東大生が女性への暴行事件で逮捕されると確かに目立ちます。東大生のジェンダー観がどうなっているのかと思うかもしれない。ただ、統計を取れば、女性への暴行事件で逮捕されているのは、東大生が特別に多いということはありません。学歴別の犯罪発生率に踏み込むのはかなり危ういですけど、多様性を理解できているのであれば、偏見なく、これも理解できると思います。

 

チマチョゴリを着て朝鮮学校に通っている子どもを見かけたことを書きました。その子たちを見て、「あいつら○○○だよね」「服を切ってやろう」と言っていた私の同級生たちが裕福な家庭で育っていたかと言えば、それこそ親がシングルだったりしましたし、現在パチプロをやっていたりします。こう書くと、差別は弱者が行うものだと言いたいように捉える人もいるでしょうが、そうではありません。差別は弱者でも行うということを言いたいのです。私がアニメや漫画が好きだということでいじめてきていたのは、親がネグレクト気味な子どもでした。大学では、アニメや漫画を読むことに対して、肯定的な人々がたくさんいました。
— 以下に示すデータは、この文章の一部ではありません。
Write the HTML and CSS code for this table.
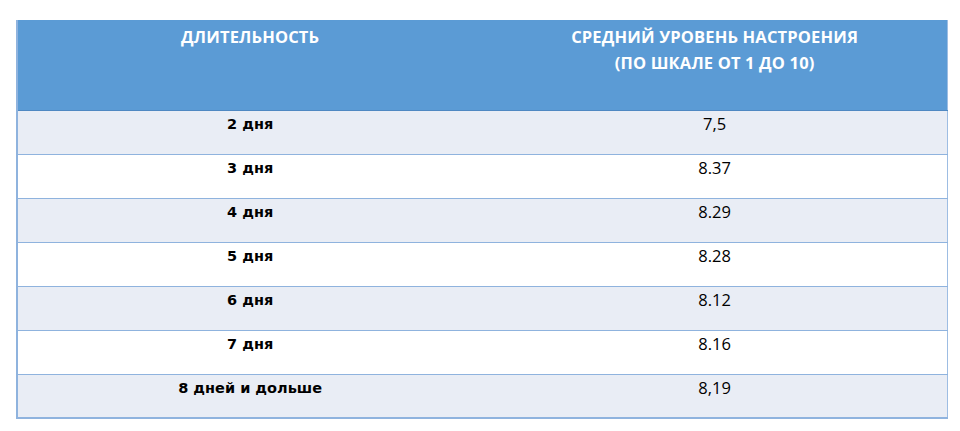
FILE: index.html
```html
<!DOCTYPE html>
<html lang="ru">
<head>
<meta charset="utf-8">
<title>Длительность и настроение</title>
<link rel="stylesheet" href="styles.css">
</head>
<body>
<table class="mood-table">
  <thead>
    <tr>
      <th>ДЛИТЕЛЬНОСТЬ</th>
      <th>СРЕДНИЙ УРОВЕНЬ НАСТРОЕНИЯ<br>(ПО ШКАЛЕ ОТ 1 ДО 10)</th>
    </tr>
  </thead>
  <tbody>
    <tr class="alt"><td class="label">2 дня</td><td class="value">7,5</td></tr>
    <tr><td class="label">3 дня</td><td class="value">8.37</td></tr>
    <tr class="alt"><td class="label">4 дня</td><td class="value">8.29</td></tr>
    <tr><td class="label">5 дня</td><td class="value">8.28</td></tr>
    <tr class="alt"><td class="label">6 дня</td><td class="value">8.12</td></tr>
    <tr><td class="label">7 дня</td><td class="value">8.16</td></tr>
    <tr class="alt"><td class="label">8 дней и дольше</td><td class="value">8,19</td></tr>
  </tbody>
</table>
</body>
</html>
```

FILE: styles.css
```css
html, body {
  margin: 0;
  padding: 0;
  background: #ffffff;
}

body {
  padding: 20px 0 0 16px;
}

.mood-table {
  width: 932px;
  border-collapse: collapse;
  table-layout: fixed;
  border-left: 2px solid #8fb3de;
  border-right: 1px solid #9dbde3;
  border-bottom: 2px solid #8fb3de;
}

.mood-table th {
  background: #5b9bd5;
  color: #ffffff;
  font-family: "Open Sans", "Liberation Sans", sans-serif;
  font-weight: 700;
  font-size: 16.5px;
  letter-spacing: 0.15px;
  line-height: 26px;
  text-align: center;
  vertical-align: top;
  height: 90px;
  padding: 4px 0 0;
  box-sizing: border-box;
  border-bottom: 1px solid #4f88c2;
}

.mood-table td {
  height: 44px;
  padding: 3px 0 0;
  box-sizing: border-box;
  vertical-align: top;
  text-align: center;
  line-height: 20px;
  color: #000000;
  border-bottom: 1px solid #8fb3de;
}

.mood-table tr.alt td {
  background: #e9edf5;
}

.mood-table td.label {
  font-family: "DejaVu Sans", "Liberation Sans", sans-serif;
  font-weight: 700;
  font-size: 14.5px;
}

.mood-table td.value {
  font-family: "Open Sans", "Liberation Sans", sans-serif;
  font-size: 16.5px;
}
```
私は子どもの頃から人間関係をウォッチするのが好きでしたから、色んな人がいるのを見て楽しんでいました。でも、多様性があった同じ環境で育った高等教育以前の同級生が、多様性に対して寛容であったかと言えば、必ずしもそうだったとは思いません。「大阪や東京の共学でない中高一貫校出身者より、地方の共学の公立出身者のほうが多様性に理解がある」といって、全面的にそうだと言える人は多くはないと思います。

 

そういったことから、多様性があることを理解するのは、難しいことなのだと理解しています。人の親となった今は、子どもの環境から多様性を排除せず、親自身が多様性への理解を言動で示すようにしています。思えば、私の母は私がどんな友達と付き合うかに口出ししませんでした。我が家に呼ぶと家から必ず小銭がなくなっていた友達でも、その母親とも付き合いがあった。今思えば、母は偉大だったと思います。ちなみに、その友達の両親は不仲であり、母親は教育ママでした。

 

最後に、最初の記事のメタブックマークコメントの一つを紹介して終わりにします。

はてなブックマーク - 「ゲイだ」とばらされ苦悩の末の死 学生遺族が一橋大と同級生を提訴

当事者や一橋を責めて終わらせようとする人が多くて怖い。一橋が劣悪なのではなく一橋ですらこうだと考えるべき。日本全体にこうした無理解の種はある。誰かを悪者にして蹴り出す思考こそが無理解の源泉。

2016/08/06 03:33

どう考えるかは個人が各自判断するものであり、日本全体でそうだとは私には分かりませんが、誰かを一方的に排除しようとすることは確かに無理解に繋がると思います。